• EXERCISE GOAL: Repeat each entry word for word. Leave any images out of the copy.

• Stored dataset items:
----------------------------------------

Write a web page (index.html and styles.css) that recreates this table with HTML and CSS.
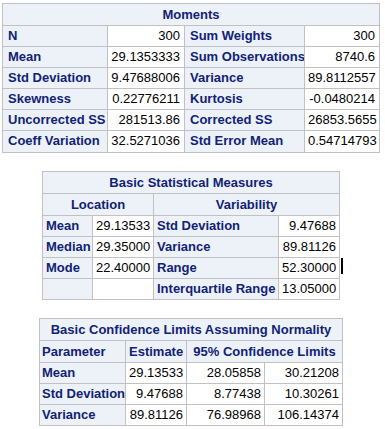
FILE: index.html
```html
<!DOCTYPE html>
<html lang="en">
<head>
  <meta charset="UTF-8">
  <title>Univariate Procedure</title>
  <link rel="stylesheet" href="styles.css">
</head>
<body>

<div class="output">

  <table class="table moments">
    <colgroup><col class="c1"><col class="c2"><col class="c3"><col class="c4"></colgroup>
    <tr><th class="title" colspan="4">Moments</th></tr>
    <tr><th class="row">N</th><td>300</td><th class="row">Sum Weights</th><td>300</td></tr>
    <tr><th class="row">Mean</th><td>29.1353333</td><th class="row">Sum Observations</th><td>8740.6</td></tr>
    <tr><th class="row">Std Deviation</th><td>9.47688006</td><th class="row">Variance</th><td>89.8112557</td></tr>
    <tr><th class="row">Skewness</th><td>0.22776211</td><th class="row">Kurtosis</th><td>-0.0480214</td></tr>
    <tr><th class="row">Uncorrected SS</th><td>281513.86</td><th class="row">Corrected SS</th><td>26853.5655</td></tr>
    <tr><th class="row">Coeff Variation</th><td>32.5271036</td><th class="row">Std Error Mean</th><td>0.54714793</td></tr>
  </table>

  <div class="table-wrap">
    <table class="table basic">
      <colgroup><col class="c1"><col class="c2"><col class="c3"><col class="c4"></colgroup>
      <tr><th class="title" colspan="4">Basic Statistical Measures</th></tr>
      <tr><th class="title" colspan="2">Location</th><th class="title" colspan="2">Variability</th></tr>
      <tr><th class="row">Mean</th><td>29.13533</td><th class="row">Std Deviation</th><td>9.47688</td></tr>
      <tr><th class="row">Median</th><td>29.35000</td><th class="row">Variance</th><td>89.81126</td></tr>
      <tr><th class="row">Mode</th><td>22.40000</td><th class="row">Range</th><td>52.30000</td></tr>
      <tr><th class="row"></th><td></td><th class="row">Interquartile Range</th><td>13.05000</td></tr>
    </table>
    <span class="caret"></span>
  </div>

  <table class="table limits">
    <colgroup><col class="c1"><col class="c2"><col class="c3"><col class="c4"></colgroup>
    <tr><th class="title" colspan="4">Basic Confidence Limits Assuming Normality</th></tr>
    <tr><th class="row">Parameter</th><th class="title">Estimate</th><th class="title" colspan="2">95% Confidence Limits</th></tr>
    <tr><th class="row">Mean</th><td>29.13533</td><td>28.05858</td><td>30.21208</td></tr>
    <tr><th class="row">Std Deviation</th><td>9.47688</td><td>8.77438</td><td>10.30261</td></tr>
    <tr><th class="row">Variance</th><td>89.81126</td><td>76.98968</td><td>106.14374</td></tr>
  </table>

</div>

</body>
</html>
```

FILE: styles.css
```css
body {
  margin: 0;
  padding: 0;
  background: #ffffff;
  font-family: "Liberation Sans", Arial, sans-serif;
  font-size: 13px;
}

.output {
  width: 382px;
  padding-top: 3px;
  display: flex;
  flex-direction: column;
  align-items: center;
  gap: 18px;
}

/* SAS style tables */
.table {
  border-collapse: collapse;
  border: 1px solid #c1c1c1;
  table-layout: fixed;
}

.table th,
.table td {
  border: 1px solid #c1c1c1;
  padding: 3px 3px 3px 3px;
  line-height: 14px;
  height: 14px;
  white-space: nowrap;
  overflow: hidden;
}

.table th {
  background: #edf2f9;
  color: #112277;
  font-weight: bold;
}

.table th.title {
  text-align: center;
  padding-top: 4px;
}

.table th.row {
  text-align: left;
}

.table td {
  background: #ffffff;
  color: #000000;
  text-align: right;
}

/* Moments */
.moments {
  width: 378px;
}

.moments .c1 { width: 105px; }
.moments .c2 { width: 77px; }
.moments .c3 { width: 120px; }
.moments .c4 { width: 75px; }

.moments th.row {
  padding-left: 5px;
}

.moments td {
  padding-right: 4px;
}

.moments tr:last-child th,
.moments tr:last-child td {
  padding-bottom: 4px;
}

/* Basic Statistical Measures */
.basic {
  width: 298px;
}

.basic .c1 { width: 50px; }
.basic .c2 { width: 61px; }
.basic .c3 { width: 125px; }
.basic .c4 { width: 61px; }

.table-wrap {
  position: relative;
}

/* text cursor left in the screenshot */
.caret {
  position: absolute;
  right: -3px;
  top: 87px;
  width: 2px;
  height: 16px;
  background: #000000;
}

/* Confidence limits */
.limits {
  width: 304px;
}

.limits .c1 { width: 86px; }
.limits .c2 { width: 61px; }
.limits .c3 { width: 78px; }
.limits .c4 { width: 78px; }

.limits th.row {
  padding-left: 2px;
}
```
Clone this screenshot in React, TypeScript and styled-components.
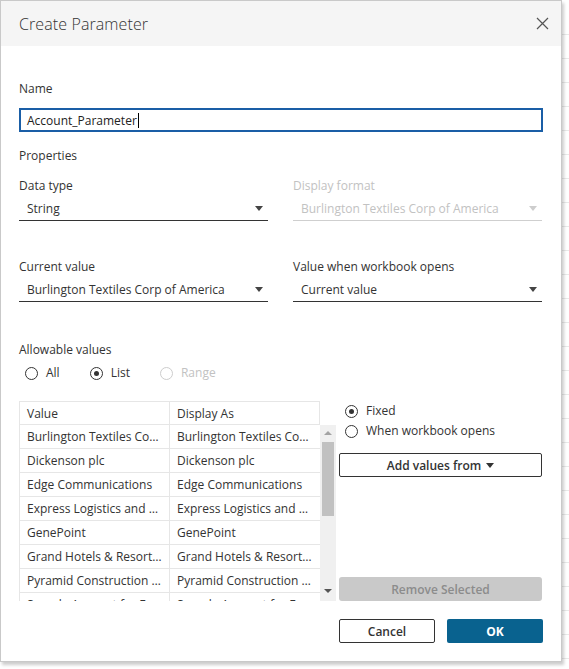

----------------------------------------

• RESPONSE TO THE TASK:
Write a web page (index.html and styles.css) that recreates this table with HTML and CSS.
FILE: index.html
```html
<!DOCTYPE html>
<html lang="en">
<head>
  <meta charset="UTF-8">
  <title>Univariate Procedure</title>
  <link rel="stylesheet" href="styles.css">
</head>
<body>

<div class="output">

  <table class="table moments">
    <colgroup><col class="c1"><col class="c2"><col class="c3"><col class="c4"></colgroup>
    <tr><th class="title" colspan="4">Moments</th></tr>
    <tr><th class="row">N</th><td>300</td><th class="row">Sum Weights</th><td>300</td></tr>
    <tr><th class="row">Mean</th><td>29.1353333</td><th class="row">Sum Observations</th><td>8740.6</td></tr>
    <tr><th class="row">Std Deviation</th><td>9.47688006</td><th class="row">Variance</th><td>89.8112557</td></tr>
    <tr><th class="row">Skewness</th><td>0.22776211</td><th class="row">Kurtosis</th><td>-0.0480214</td></tr>
    <tr><th class="row">Uncorrected SS</th><td>281513.86</td><th class="row">Corrected SS</th><td>26853.5655</td></tr>
    <tr><th class="row">Coeff Variation</th><td>32.5271036</td><th class="row">Std Error Mean</th><td>0.54714793</td></tr>
  </table>

  <div class="table-wrap">
    <table class="table basic">
      <colgroup><col class="c1"><col class="c2"><col class="c3"><col class="c4"></colgroup>
      <tr><th class="title" colspan="4">Basic Statistical Measures</th></tr>
      <tr><th class="title" colspan="2">Location</th><th class="title" colspan="2">Variability</th></tr>
      <tr><th class="row">Mean</th><td>29.13533</td><th class="row">Std Deviation</th><td>9.47688</td></tr>
      <tr><th class="row">Median</th><td>29.35000</td><th class="row">Variance</th><td>89.81126</td></tr>
      <tr><th class="row">Mode</th><td>22.40000</td><th class="row">Range</th><td>52.30000</td></tr>
      <tr><th class="row"></th><td></td><th class="row">Interquartile Range</th><td>13.05000</td></tr>
    </table>
    <span class="caret"></span>
  </div>

  <table class="table limits">
    <colgroup><col class="c1"><col class="c2"><col class="c3"><col class="c4"></colgroup>
    <tr><th class="title" colspan="4">Basic Confidence Limits Assuming Normality</th></tr>
    <tr><th class="row">Parameter</th><th class="title">Estimate</th><th class="title" colspan="2">95% Confidence Limits</th></tr>
    <tr><th class="row">Mean</th><td>29.13533</td><td>28.05858</td><td>30.21208</td></tr>
    <tr><th class="row">Std Deviation</th><td>9.47688</td><td>8.77438</td><td>10.30261</td></tr>
    <tr><th class="row">Variance</th><td>89.81126</td><td>76.98968</td><td>106.14374</td></tr>
  </table>

</div>

</body>
</html>
```

FILE: styles.css
```css
body {
  margin: 0;
  padding: 0;
  background: #ffffff;
  font-family: "Liberation Sans", Arial, sans-serif;
  font-size: 13px;
}

.output {
  width: 382px;
  padding-top: 3px;
  display: flex;
  flex-direction: column;
  align-items: center;
  gap: 18px;
}

/* SAS style tables */
.table {
  border-collapse: collapse;
  border: 1px solid #c1c1c1;
  table-layout: fixed;
}

.table th,
.table td {
  border: 1px solid #c1c1c1;
  padding: 3px 3px 3px 3px;
  line-height: 14px;
  height: 14px;
  white-space: nowrap;
  overflow: hidden;
}

.table th {
  background: #edf2f9;
  color: #112277;
  font-weight: bold;
}

.table th.title {
  text-align: center;
  padding-top: 4px;
}

.table th.row {
  text-align: left;
}

.table td {
  background: #ffffff;
  color: #000000;
  text-align: right;
}

/* Moments */
.moments {
  width: 378px;
}

.moments .c1 { width: 105px; }
.moments .c2 { width: 77px; }
.moments .c3 { width: 120px; }
.moments .c4 { width: 75px; }

.moments th.row {
  padding-left: 5px;
}

.moments td {
  padding-right: 4px;
}

.moments tr:last-child th,
.moments tr:last-child td {
  padding-bottom: 4px;
}

/* Basic Statistical Measures */
.basic {
  width: 298px;
}

.basic .c1 { width: 50px; }
.basic .c2 { width: 61px; }
.basic .c3 { width: 125px; }
.basic .c4 { width: 61px; }

.table-wrap {
  position: relative;
}

/* text cursor left in the screenshot */
.caret {
  position: absolute;
  right: -3px;
  top: 87px;
  width: 2px;
  height: 16px;
  background: #000000;
}

/* Confidence limits */
.limits {
  width: 304px;
}

.limits .c1 { width: 86px; }
.limits .c2 { width: 61px; }
.limits .c3 { width: 78px; }
.limits .c4 { width: 78px; }

.limits th.row {
  padding-left: 2px;
}
```
Clone this screenshot in React, TypeScript and styled-components.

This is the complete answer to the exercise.